Editor’s Note: True Tolerance

Watching our Birkenstock-clad peers shout down U.S. military supporters outside the Marine Corps Recruitment Center in Berkeley last week, I couldn’t help but reflect on the meaning of tolerance and its place in American society. “Tolerance” has long been the American left’s cause célèbre—but the activists on Shattuck Avenue last week sure weren’t showing much of it.
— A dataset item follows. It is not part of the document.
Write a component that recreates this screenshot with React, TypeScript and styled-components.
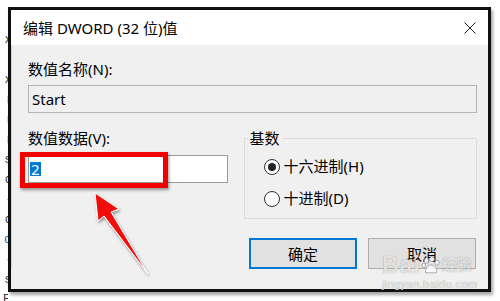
import React from 'react';
import styled, { createGlobalStyle } from 'styled-components';

const GlobalStyle = createGlobalStyle`
  html, body {
    margin: 0;
    padding: 0;
    background: #fff;
  }
  body {
    font-family: "Noto Sans", "Noto Sans CJK SC", sans-serif;
    color: #000;
  }
`;

const Page = styled.div`
  position: relative;
  width: 500px;
  height: 301px;
  overflow: hidden;
  background: #fff;
  display: flex;
  align-items: flex-start;
  padding-top: 7px;
  box-sizing: border-box;
`;

const BackStrip = styled.div`
  width: 8px;
  overflow: hidden;
  display: flex;
  flex-direction: column;
  align-items: flex-end;
  padding-top: 22px;
  font-family: "Liberation Sans", sans-serif;
  font-size: 12px;
  line-height: 20px;
  color: #333;
`;

const BackLine = styled.span<{ $blue?: boolean }>`
  color: ${(p) => (p.$blue ? '#2a5db0' : '#333')};
  margin-right: -3px;
`;

const Window = styled.div`
  width: 483px;
  height: 285px;
  box-sizing: border-box;
  border: 3px solid #111;
  box-shadow: 2px 3px 3px rgba(0, 0, 0, 0.35);
  display: flex;
  flex-direction: column;
  background: #f0f0f0;
`;

const TitleBar = styled.div`
  height: 35px;
  flex: none;
  background: #fff;
  display: flex;
  align-items: center;
  justify-content: space-between;
  padding: 0 12px 0 12px;
  font-size: 15px;
`;

const CloseIcon = styled.svg`
  width: 12px;
  height: 12px;
`;

const Body = styled.div`
  display: flex;
  flex-direction: column;
  padding: 15px 11px 0 16px;
  border-left: 1px solid #d4d4d4;
`;

const Label = styled.div`
  font-size: 15px;
  line-height: 19px;
`;

const TextField = styled.div<{ $readOnly?: boolean; $gap: number }>`
  margin-top: ${(p) => p.$gap}px;
  height: 28px;
  box-sizing: border-box;
  border: 1px solid ${(p) => (p.$readOnly ? '#b4b4b4' : '#9a9a9a')};
  background: ${(p) => (p.$readOnly ? '#f0f0f0' : '#fff')};
  padding-left: ${(p) => (p.$readOnly ? 3 : 1)}px;
  display: flex;
  align-items: center;
  font-size: 15px;
`;

const Selected = styled.span`
  background: #0078d7;
  color: #fff;
  line-height: 14px;
  padding: 0 1px;
`;

const Row = styled.div`
  margin-top: 16px;
  display: flex;
  gap: 16px;
`;

const LeftCol = styled.div`
  width: 200px;
  display: flex;
  flex-direction: column;
`;

const GroupBox = styled.fieldset`
  margin: 0;
  padding: 0;
  width: 234px;
  height: 90px;
  box-sizing: border-box;
  border: 1px solid #dcdcdc;
`;

const Legend = styled.legend`
  margin-left: 3px;
  padding: 0 2px;
  font-size: 15px;
  line-height: 19px;
`;

const RadioList = styled.div`
  display: flex;
  flex-direction: column;
  gap: 13px;
  padding: 9px 0 0 19px;
`;

const RadioRow = styled.div`
  display: flex;
  align-items: center;
  gap: 4px;
  font-size: 15px;
  line-height: 19px;
`;

const RadioCircle = styled.span<{ $checked?: boolean }>`
  width: 16px;
  height: 16px;
  box-sizing: border-box;
  border-radius: 50%;
  border: 1px solid #333;
  background: #fff;
  display: flex;
  align-items: center;
  justify-content: center;
  &::after {
    content: '';
    width: 8px;
    height: 8px;
    border-radius: 50%;
    background: ${(p) => (p.$checked ? '#222' : 'transparent')};
  }
`;

const ButtonRow = styled.div`
  margin-top: 19px;
  display: flex;
  justify-content: flex-end;
  gap: 11px;
  padding-right: 1px;
`;

const Button = styled.div<{ $primary?: boolean }>`
  width: 108px;
  height: 31px;
  box-sizing: border-box;
  background: #e1e1e1;
  border: ${(p) => (p.$primary ? '2px solid #0078d7' : '1px solid #adadad')};
  display: flex;
  align-items: center;
  justify-content: center;
  font-size: 15px;
`;

const RedBox = styled.div`
  position: absolute;
  left: 20px;
  top: 152px;
  width: 148px;
  height: 36px;
  box-sizing: border-box;
  border: 5px solid #f20000;
  box-shadow: 1px 2px 3px rgba(0, 0, 0, 0.4);
`;

const Overlay = styled.svg`
  position: absolute;
  left: 0;
  top: 0;
  width: 500px;
  height: 301px;
  pointer-events: none;
`;

const Watermark = styled.div`
  position: absolute;
  left: 382px;
  top: 252px;
  display: flex;
  flex-direction: column;
  color: rgba(255, 255, 255, 0.75);
  text-shadow: 0 0 1px rgba(110, 110, 110, 0.8);
  pointer-events: none;
`;

const MarkMain = styled.div`
  display: flex;
  align-items: center;
  font-family: "Liberation Sans", "Noto Sans CJK SC", sans-serif;
  font-size: 23px;
  font-weight: bold;
  line-height: 26px;
  letter-spacing: 1px;
`;

const MarkCn = styled.span`
  font-size: 15px;
  margin-left: 1px;
  letter-spacing: 0;
`;

const MarkSub = styled.div`
  font-family: "Liberation Sans", sans-serif;
  font-size: 11px;
  line-height: 12px;
  letter-spacing: 0.4px;
`;

const backLines = [
  { t: 'x' },
  { t: 'I' },
  { t: 'x' },
  { t: 'r' },
  { t: 'r' },
  { t: 'r' },
  { t: 's' },
  { t: 'c' },
  { t: '-', blue: true },
  { t: 'c' },
  { t: 'o', blue: true },
  { t: '-', blue: true },
  { t: 's' },
  { t: 'E' },
];

const App: React.FC = () => {
  return (
    <>
      <GlobalStyle />
      <Page>
        <BackStrip>
          {backLines.map((l, i) => (
            <BackLine key={i} $blue={l.blue}>
              {l.t}
            </BackLine>
          ))}
        </BackStrip>
        <Window>
          <TitleBar>
            <span>编辑 DWORD (32 位)值</span>
            <CloseIcon viewBox="0 0 12 12">
              <path d="M0.5 0.5 L11.5 11.5 M11.5 0.5 L0.5 11.5" stroke="#222" strokeWidth="1" fill="none" />
            </CloseIcon>
          </TitleBar>
          <Body>
            <Label>数值名称(N):</Label>
            <TextField $readOnly $gap={6}>Start</TextField>
            <Row>
              <LeftCol>
                <Label>数值数据(V):</Label>
                <TextField $gap={7}>
                  <Selected>2</Selected>
                </TextField>
              </LeftCol>
              <GroupBox>
                <Legend>基数</Legend>
                <RadioList>
                  <RadioRow>
                    <RadioCircle $checked />
                    <span>十六进制(H)</span>
                  </RadioRow>
                  <RadioRow>
                    <RadioCircle />
                    <span>十进制(D)</span>
                  </RadioRow>
                </RadioList>
              </GroupBox>
            </Row>
            <ButtonRow>
              <Button $primary>确定</Button>
              <Button>取消</Button>
            </ButtonRow>
          </Body>
        </Window>
        <RedBox />
        <Overlay viewBox="0 0 500 301">
          <defs>
            <filter id="arrowShadow" x="-20%" y="-20%" width="140%" height="140%">
              <feDropShadow dx="1" dy="2" stdDeviation="1.5" floodColor="#000" floodOpacity="0.4" />
            </filter>
          </defs>
          <polygon
            points="95,193 119,209 111,212 148,274 104,216 98,221"
            fill="#f21010"
            stroke="#fff"
            strokeWidth="1"
            strokeLinejoin="round"
            filter="url(#arrowShadow)"
          />
        </Overlay>
        <Watermark>
          <MarkMain>
            Bai
            <svg width="20" height="20" viewBox="0 0 18 18">
              <g fill="rgba(255,255,255,0.8)" stroke="rgba(110,110,110,0.8)" strokeWidth="0.6">
                <ellipse cx="5" cy="5" rx="2" ry="2.5" />
                <ellipse cx="10" cy="3.5" rx="2" ry="2.5" />
                <ellipse cx="14.5" cy="7" rx="1.8" ry="2.2" />
                <ellipse cx="2.5" cy="9.5" rx="1.6" ry="2" />
                <path d="M4 16 C4 11 7 9 9 9 C12 9 15 12 14 16 Z" />
              </g>
            </svg>
            <MarkCn>经验</MarkCn>
          </MarkMain>
          <MarkSub>jingyan.baidu.com</MarkSub>
        </Watermark>
      </Page>
    </>
  );
};

export default App;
Even more regrettably, neither were Berkeley’s lawmakers, who touched off the whole affair by unlawfully asking the recruitment center to pack up and leave town in a January 29 City Council meeting. National outrage forced the council to rescind its original statement on February 12; but it couldn’t force the spirit of tolerance into Berkeley residents. After a day-long protest on February 12, anti-war groups such as Code Pink and World Can’t Wait returned every day for the rest of the week, only to find the recruitment center dark and the military supporters whom they had harassed gone. The center remains open, but Berkeley’s leaders have made their feelings clear by formally restating their opposition to military recruitment and by granting exceptional noise and parking permits to enable the anti-war protestors.

It’s not hard to find similar examples of growing left-wing intolerance closer to home. Our own campus ROTC program was shut down 30 years ago after Stanford’s Faculty Senate stripped ROTC instructors of their status as faculty. The official justification—that ROTC programs were not academically rigorous enough to meet Stanford’s standards—was dubious during the anti-war political fervor of 1969; it’s downright laughable in 2008, when students receive academic credit for band or beginning dance classes. Stanford cadets still don’t receive credit for hours spent in military science classes at neighboring universities, which fail to gain approval for “rigor and applicability” by any established degree program at Stanford. This situation says far more about the History, Political Science, and American Studies Departments at Stanford than it does about the academic suitability of ROTC classes. Teaching the history of sexuality in the U.S. is tolerated; the history of U.S. sea power and maritime affairs is not.

Earlier this month as part of the Islamic Awareness Speakers Series on campus, UCLA Law School professor Khaled Abou el-Fadl slammed the American “intolerance” of Islam, epitomized (in his eyes) by authors such as Robert Spencer and Mark Steyn, claiming that their denunciation of Islamic terrorism is enough to justify the ultimate act of intolerance—murder in the name of a particular ideology.

The list goes on and on; but the trend is already clear—government and education are often not the bastions of tolerance which they profess to be. This intolerance is not exclusive to left-wingers; whichever ideology is in power at a particular institution is probably always tempted toward intolerance. However, academia is utterly dominated by left-wing “thought”, and in academia such intolerance is both especially wrong and especially obvious when it’s directed at the United States military.